The court has also lifted the stay of proceedings issued in early February, thus allowing Bergdahl’s court-martial to proceed.

Fidell said he was pleased with the ruling, particularly because it allows him to continue his pretrial preparations, but he warned that the government could appeal.

Though the ruling, if it stands, would compel the government to release an estimated 300,000 pages of documents, Fidell said he wasn’t sure what the documents include.

“It’s anybody’s guess. … The government has not told us what it’s giving us,” he said. “The real question is how long the government is going to take to get these things to us.”

Fidell does not expect Bergdahl’s court-martial to begin as scheduled in August, he said. The defense team has lost three months in the legal battle over the classified documents, and now it must review thousands of documents if and when the government hands them over, he said.

Asked via email whether the government intended to appeal the ruling, U.S. Army Forces Command spokesman Paul Boyce responded, “The U.S. Army Forces Command is working with the U.S. Army Trial Judiciary — the Army court in this ongoing military legal case — to schedule a hearing date and will announce this in advance of the court’s next scheduled hearing.”

Bergdahl was captured in Paktika Province, Afghanistan, in June 2009 amid circumstances that prompted the U.S. Army to appoint Maj.

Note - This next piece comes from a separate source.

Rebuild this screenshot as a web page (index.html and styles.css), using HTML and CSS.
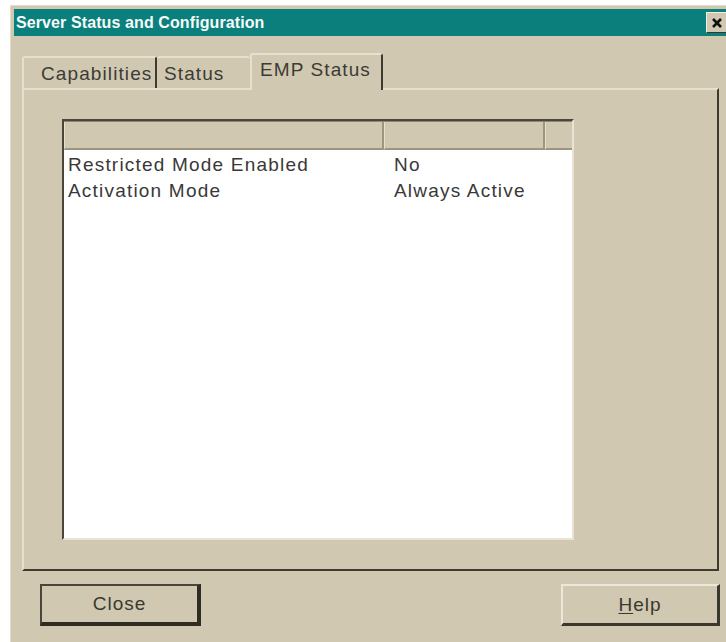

Gen. Kenneth Dahl to investigate Bergdahl’s decision to leave his post.

President Barack Obama announced Bergdahl’s release in May 2014, and less than a year later, the U.S. military charged the now-30-year-old sergeant with one count each of “Desertion with Intent to Shirk Important or Hazardous Duty” and “Misbehavior Before The Enemy by Endangering the Safety of a Command, Unit or Place.”

While he reiterated that he wasn’t certain what the documents will contain, Fidell said he suspects the documents will be more useful in defending his client against the misbehavior count.

Fidell has said Bergdahl was tortured during his captivity, spending months chained to a bed and years chained on all fours or locked in a cage. Dahl testified last year that jail time would be inappropriate in Bergdahl’s case because Dahl could not find any evidence Bergdahl was “sympathetic to the Taliban.”

Rather, Dahl said, Bergdahl wanted to call attention to what he considered poor leadership of his unit.

Gen. Robert Abrams, the commander of U.S. Army Forces Command, ordered Bergdahl’s case to a general court-martial in December, but the proceeding was put on hold in February until an appeals court could resolve the dispute involving the sharing of classified evidence with Bergdahl’s defense team.

Bergdahl’s next hearing is May 17 at Fort Bragg, North Carolina.